The room provides a functional layout, clearly defining the power relations between each couple and the pair (or pairs) of eyes always observing them. This mechanism of supervision dominates their behavior. Each couple takes in this play of power in their own fashion, and their internalization burdens them with another role to play: they are watched, but they also watch themselves. They absorb the external gaze focused on them, and so are willingly enslaved. The invisible eyes behind the wall provide both the burden and freedom of passivity, making their own perspective yield to the comprehension of being subjected to scrutiny. And while this situation produces a coerced conduct, a scripted behavior, it also seems entirely ordinary.
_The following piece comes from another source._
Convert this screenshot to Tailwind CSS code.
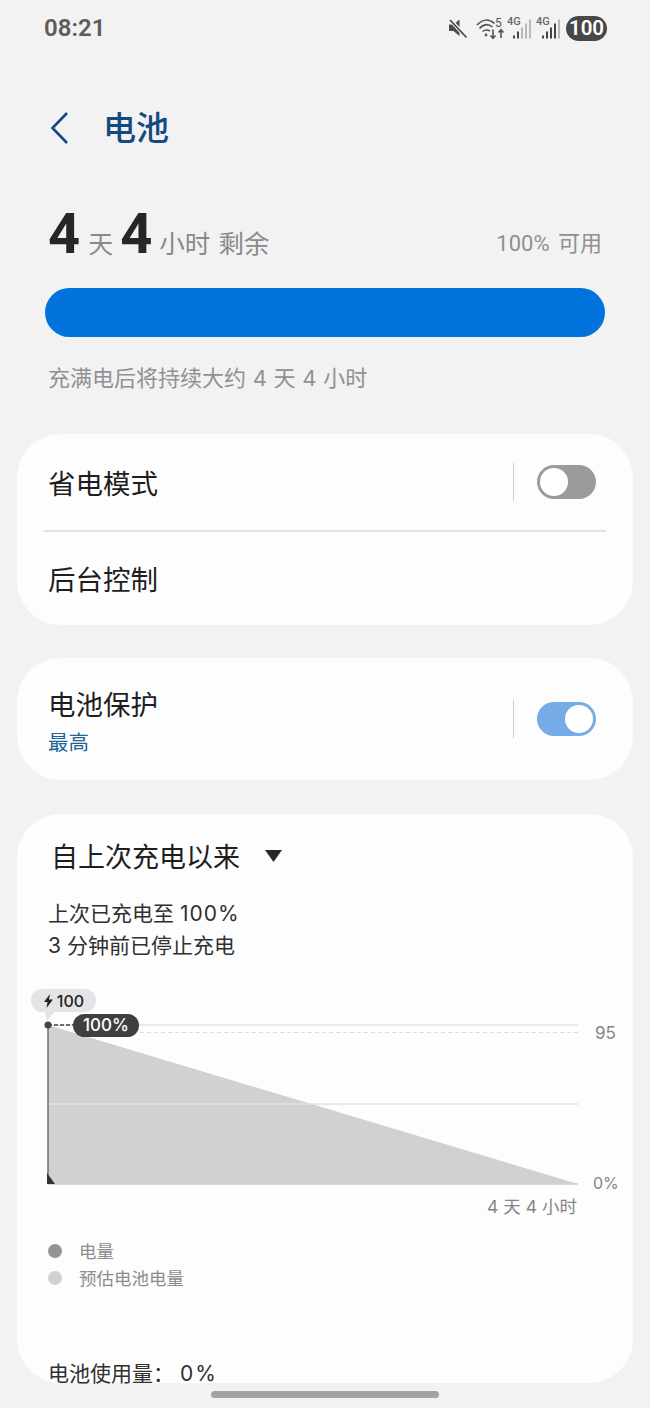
<!DOCTYPE html>
<html lang="zh-CN">
<head>
  <meta charset="UTF-8" />
  <meta name="viewport" content="width=device-width, initial-scale=1" />
  <title>电池</title>
  <script src="https://cdn.jsdelivr.net/npm/@tailwindcss/browser@4"></script>
</head>
<body class="bg-[#f2f2f2] font-['Inter','Noto_Sans_CJK_SC',sans-serif]">
  <div class="relative w-[650px] h-[1408px] overflow-hidden">

    <!-- Status bar -->
    <div class="h-[56px] pl-[44px] pr-[43px] flex items-center justify-between">
      <span class="text-[24px] font-semibold text-[#5c5c5c] font-['Roboto',sans-serif]">08:21</span>
      <div class="flex items-center">
        <svg class="w-[20px] h-[22px]" viewBox="0 0 20 22">
          <path d="M1 7.500h4.500L11.500 2.500V19l-6-5H1z" fill="#4a4a4a"/>
          <path d="M2 2.500L18.500 20.500" stroke="#f2f2f2" stroke-width="4"/>
          <path d="M2 3L18.500 20.500" stroke="#4a4a4a" stroke-width="1.800"/>
        </svg>
        <svg class="w-[30px] h-[26px] ml-[8px]" viewBox="0 0 30 26" fill="none" stroke="#555">
          <path d="M1 10C6.500 4 13 3.500 18.500 8.500" stroke-width="1.500"/>
          <path d="M3.500 13.500C7.500 9 12 8.500 16.500 12" stroke-width="1.500"/>
          <path d="M6.500 16.500C9 14.500 11.500 14.500 14 16" stroke-width="1.500"/>
          <circle cx="10" cy="20" r="1.400" fill="#555" stroke="none"/>
          <path d="M17 14.500V23M14.500 20.500l2.500 2.700 2.500-2.700M25 23V15M22.500 17.500l2.500-2.700 2.500 2.700" stroke-width="1.600"/>
          <text x="19" y="11.500" font-size="12" fill="#555" stroke="none" font-family="Roboto">5</text>
        </svg>
        <svg class="w-[25px] h-[24px] ml-[1px]" viewBox="0 0 25 24">
          <text x="0" y="9" font-size="11" font-weight="500" fill="#666" font-family="Roboto">4G</text>
          <rect x="6" y="19.500" width="2" height="3" fill="#444"/>
          <rect x="10" y="15.500" width="2" height="7" fill="#444"/>
          <rect x="14" y="11.500" width="2" height="11" fill="#b8b8b8"/>
          <rect x="18" y="7.500" width="2" height="15" fill="#b8b8b8"/>
          <rect x="22" y="3.500" width="2" height="19" fill="#b8b8b8"/>
        </svg>
        <svg class="w-[25px] h-[24px] ml-[4px]" viewBox="0 0 25 24">
          <text x="0" y="9" font-size="11" font-weight="500" fill="#666" font-family="Roboto">4G</text>
          <rect x="6" y="19.500" width="2" height="3" fill="#444"/>
          <rect x="10" y="15.500" width="2" height="7" fill="#444"/>
          <rect x="14" y="11.500" width="2" height="11" fill="#444"/>
          <rect x="18" y="7.500" width="2" height="15" fill="#444"/>
          <rect x="22" y="3.500" width="2" height="19" fill="#b8b8b8"/>
        </svg>
        <span class="ml-[5px] w-[41px] h-[25px] rounded-full bg-[#474747] text-white text-[20.500px] font-semibold flex items-center justify-center font-['Roboto',sans-serif]">100</span>
      </div>
    </div>

    <!-- Header -->
    <div class="mt-[50px] h-[44px] pl-[50px] flex items-center">
      <svg class="w-[20px] h-[34px]" viewBox="0 0 20 34" fill="none" stroke="#134a80" stroke-width="2.600">
        <path d="M17 2L2.500 17L17 32"/>
      </svg>
      <h1 class="ml-[33px] text-[33px] font-medium text-[#134a80] leading-none">电池</h1>
    </div>

    <!-- Remaining -->
    <div class="mt-[55px] h-[60px] pl-[48px] pr-[48px] flex items-center justify-between">
      <div class="flex items-baseline text-[#8a8a8a] font-['Roboto','Noto_Sans_CJK_SC',sans-serif]">
        <span class="text-[56px] font-bold text-[#262626] leading-none">4</span>
        <span class="ml-[8px] text-[25px]">天</span>
        <span class="ml-[7px] text-[56px] font-bold text-[#262626] leading-none">4</span>
        <span class="ml-[7px] text-[25.500px] [word-spacing:2px]">小时 剩余</span>
      </div>
      <span class="text-[22px] text-[#909090] mt-[16px] font-['Roboto','Noto_Sans_CJK_SC',sans-serif] [word-spacing:3px]">100% 可用</span>
    </div>

    <div class="mt-[23px] mx-[45px] h-[49px] rounded-full bg-[#0073dd]"></div>

    <p class="mt-[26px] pl-[48px] text-[22px] leading-[30px] text-[#919191] [word-spacing:0.500px]">充满电后将持续大约 4 天 4 小时</p>

    <!-- Power saving / background -->
    <section class="mt-[41px] mx-[17px] h-[191px] rounded-[44px] bg-[#fdfdfd] flex flex-col">
      <div class="h-[96px] pl-[31px] pr-[37px] flex items-center justify-between">
        <span class="mt-[5px] text-[27.500px] text-[#1e1e1e]">省电模式</span>
        <div class="flex items-center">
          <span class="w-px h-[38px] bg-[#cfcfcf]"></span>
          <span class="ml-[23px] w-[59px] h-[34px] rounded-full bg-[#9b9b9d] flex items-center pl-[3px]">
            <span class="w-[28px] h-[28px] rounded-full bg-white"></span>
          </span>
        </div>
      </div>
      <div class="mx-[27px] h-[1.500px] bg-[#e2e2e2]"></div>
      <div class="flex-1 pl-[31px] flex items-center">
        <span class="mt-[4px] text-[27.500px] text-[#1e1e1e]">后台控制</span>
      </div>
    </section>

    <!-- Battery protection -->
    <section class="mt-[33px] mx-[17px] h-[122px] rounded-[44px] bg-[#fdfdfd] pl-[31px] pr-[37px] flex items-center justify-between">
      <div class="mt-[6px] flex flex-col">
        <span class="text-[27.500px] leading-[38px] text-[#1e1e1e]">电池保护</span>
        <span class="mt-[4px] text-[20.500px] leading-[30px] text-[#1f6598]">最高</span>
      </div>
      <div class="flex items-center">
        <span class="w-px h-[38px] bg-[#cfcfcf]"></span>
        <span class="ml-[23px] w-[59px] h-[34px] rounded-full bg-[#75ace8] flex items-center justify-end pr-[3px]">
          <span class="w-[28px] h-[28px] rounded-full bg-white"></span>
        </span>
      </div>
    </section>

    <!-- Usage -->
    <section class="mt-[34px] mx-[17px] h-[569px] rounded-[44px] bg-[#fdfdfd] pt-[24px]">
      <div class="pl-[34px] flex items-center h-[40px]">
        <span class="text-[27px] text-[#1e1e1e]">自上次充电以来</span>
        <svg class="ml-[25px] w-[17px] h-[12px] -mt-[4px]" viewBox="0 0 17 12"><path d="M0 0h17L8.500 12z" fill="#262626"/></svg>
      </div>
      <div class="mt-[20px] pl-[31px] text-[21px] leading-[32px] text-[#303030]">
        <p>上次已充电至 <span class="tracking-[1px]">100%</span></p>
        <p>3 分钟前已停止充电</p>
      </div>

      <!-- Chart -->
      <div class="relative mt-[25px] h-[222px]">
        <svg class="absolute left-0 top-0 w-[616px] h-[222px]" viewBox="0 0 616 222" fill="none">
          <path d="M31 38V197H561z" fill="#d1d1d1"/>
          <path d="M31 38H561" stroke="#e4e4e4" stroke-width="1.500"/>
          <path d="M31 117H561" stroke="#e2e2e2" stroke-width="1.500"/>
          <path d="M31 197H561" stroke="#cfcfcf" stroke-width="1.500"/>
          <path d="M60 45.500H561" stroke="#dcdcdc" stroke-width="1.200" stroke-dasharray="4 3"/>
          <path d="M31 38V197" stroke="#6e6e6e" stroke-width="1.500"/>
          <path d="M30 186L38 197H30z" fill="#333"/>
          <path d="M31 38H60" stroke="#444" stroke-width="1.500" stroke-dasharray="4 2"/>
          <circle cx="31" cy="38" r="3.500" fill="#444"/>
          <path d="M27 22L30 34L40 22z" fill="#e4e4e6"/>
        </svg>
        <div class="absolute left-[14px] top-[2px] w-[65px] h-[23px] pl-[1px] rounded-full bg-[#e4e4e6] flex items-center justify-center text-[16px] font-medium text-[#222]">
          <svg class="w-[9px] h-[14px] mr-[4px]" viewBox="0 0 9 14"><path d="M6 0L0 8h3.500L2.500 14 9 5.500H5z" fill="#222"/></svg>100
        </div>
        <div class="absolute left-[56px] top-[27px] w-[66px] h-[23px] rounded-full bg-[#3f3f41] flex items-center justify-center text-[17px] font-medium text-white">100%</div>
        <span class="absolute left-[578px] top-[34px] text-[17px] leading-[24px] text-[#858585]">95</span>
        <span class="absolute left-[576px] top-[184px] text-[16px] leading-[24px] text-[#858585]">0%</span>
        <span class="absolute right-[56px] top-[208px] text-[17.500px] leading-[24px] text-[#858585]">4 天 4 小时</span>
      </div>

      <!-- Legend -->
      <div class="mt-[28px] pl-[31px] text-[17.500px] text-[#8c8c8c]">
        <div class="flex items-center h-[27px]">
          <span class="w-[14px] h-[14px] rounded-full bg-[#949494]"></span>
          <span class="mt-[4px] ml-[17px]">电量</span>
        </div>
        <div class="flex items-center h-[27px]">
          <span class="w-[14px] h-[14px] rounded-full bg-[#d1d1d1]"></span>
          <span class="mt-[4px] ml-[17px]">预估电池电量</span>
        </div>
      </div>

      <p class="mt-[68px] pl-[31px] text-[21px] leading-[30px] text-[#303030]">电池使用量： <span class="tracking-[2px]">0%</span></p>
    </section>

    <!-- Home indicator -->
    <div class="absolute left-[211px] top-[1391px] w-[228px] h-[7px] rounded-full bg-[#a3a3a3]"></div>
  </div>
</body>
</html>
Adar Bechar has portrayed her couples as natural and intimate, while robbing them of any real naturalness or intimacy, and restricting their possible actions both overtly and covertly.
Unlike van Eyck’s actual presence in his painting, Adar Bechar is veiled behind her black camera openings. These allow her to control the room equally well while hypothetically being there, or hypothetically absent, and to redefine the couples’ identity for them. It is a radical version of reality, one based on various symbolic myths – monogamy itself can be viewed as an economic-religious-bourgeoisie norm developed specifically to preserve existing power structures. Yet, it also a liberated, subversive act in a strictly controlled and regimented world, perhaps the last autonomous act in a world of constant surveillance.
Mirror, maze, world
Orientation in time and space lies at the core of Adar Bechar’s work. The environments she creates require our imagination, and the reservoir of imagery in our collective memory, to establish archetypal networks that bring such works to life. Her works present a treasure trove of inventions and illusions, from plays on light to daily materials. The viewers’ imagination, relying (among other things) on collective memory, completes the fantasy image she creates, becoming an integral element of her construct settings.
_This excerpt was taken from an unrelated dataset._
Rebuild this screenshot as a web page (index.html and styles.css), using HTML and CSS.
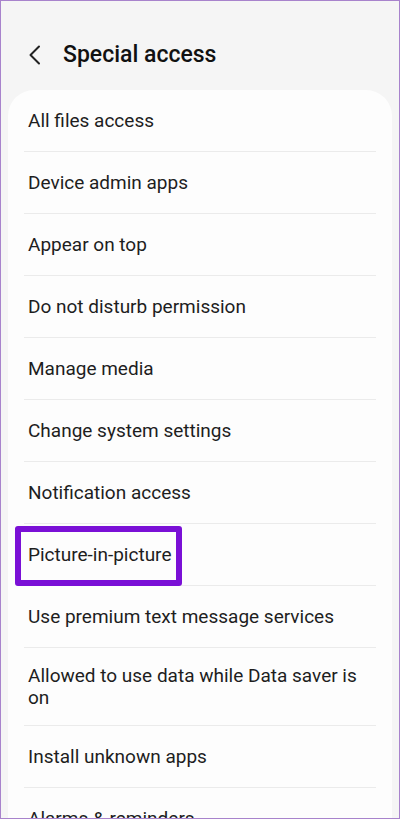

This is what Adar Bechar did in her 1993 work – A Perfect Childhood, presented in the Helena Rubinstein Pavilion, where she flooded the bottom floor of the gallery in water. The depth of it (only several centimeters) could not be measured by eye, but it seemed meters deep. This effect was achieved by covering the floor with black linoleum, so the water was also murky. The reflection of water on the ceiling seemed to double or even triple the gallery space. This disruption of spatial perception and basic orientation in space produced a harsh dissonance between the tranquility of water and sense of dread it evoked.
This weakened spatial sense was also strongly felt in Adar Bechar’s miniatures: clumsy-looking sculptural pieces created over the years, scored with tiny peepholes for viewing. Those tempted to look in found the space they inhabited erased and replaced with a fictitious one, a place of artifice and manipulation. The artist cleverly employed relations of wall height and spatial depth to create astonishingly convincing inner worlds of plywood, making viewers forget their true location and pulling them in to imaginary depths. She created man-made spaces where human life was but a memory, an embodiment of reality where the actual human form was absent. There is always something behind the wall, beyond the door, always something close but unattainable. These abandoned spaces, seemingly low and underground, called viewers in, persuading them of impending disaster (or disaster already struck). Standing in front of such fabricated realities conjured pseudo-historical memories that had no true context; the viewer’s imagination was shunted aside to complete its own image of horrors, and thus enlisted as another material in the hands of the artist.
At a later stage, having reached the limits of the human eye and that of miniature viewing possibilities – Adar Bechar moved on to incorporating video footage inside her works, transforming them into a complex set. Video, allowing for motion, was then used in larger spaces, and the artist subverted it to her needs in other worlds as well. She began using real, flesh-and-blood people in her spaces, subjects that move and rove along dictated routes. And yet, whatever the scale, all of the worlds built by Adar Bechar are investigations into alternative ways of living – they are proposals to change scales, a way for viewers to reassess themselves, to peer over the barriers of time and space, to ignore their bodies or forget them or their dimensions entirely now that they are in a reconstructed space.
The space she erected for The Arnolfinis allows her to employ her control over the participating couples. She directs them, even in her absence, as she sees fit. She positions herself in a stance inherently violent, a place from which she exacts her domination – and more, she forces the couples to unknowingly accede to her will. This is the politics of controlling life, the politicization of the human body on a personal level. The couples are her subjects, she holds their fate in her hands. She governs them with simple, unforgiving law, and her rules allow them to indorse her presence in the room, to extract it from the symbolic array of the narrow world into which she put them. The possibilities open to each couple depend on their ability to adapt, and also on their ability to challenge the laws she leaves for them, to undermined and subvert them. Either way, all their actions are carried out in relation to Adar Bechar’s rules, and cannot help but acknowledge them. Their existence within this model relies entirely on her gaze and ours, but it is crystal clear that even outside the model room our existence is always reliant on the observation of others. Our adjustment to the ways in which the hegemonic power gradually narrows our range of possibilities is what hides its power from our view, and what makes our narrowing world seem utterly natural and acceptable.
Within the work’s limitations, it seems the longer each of the couples stayed in the constructed room, the easier it was for them to internalize their situation, to forget they were no longer in control of their own bodies. However, it also seems this forgetfulness is what allows for genuine intimacy to sometimes reemerge, overcoming the strict boundaries, and breaking free of the gaze’s confinement. Suddenly we are witness to moments where unaffected closeness makes the walls, the construct, disappear. In such raw moments, the exposed affinity, the true look into someone’s soul, provides comprehension, validation, and trust. In intimacy, the voyeuristic gaze cannot retain its power; losing its potency, it cannot help but turn to wonderment. Just as in van Eyck’s Arnolfinis, where intimacy overcomes an array of collected symbols, the couples in Adar Bechar’s work also carry the secret, made evident within the works limitations but existing outside its bounds. A secret that no outside gaze could ever penetrate.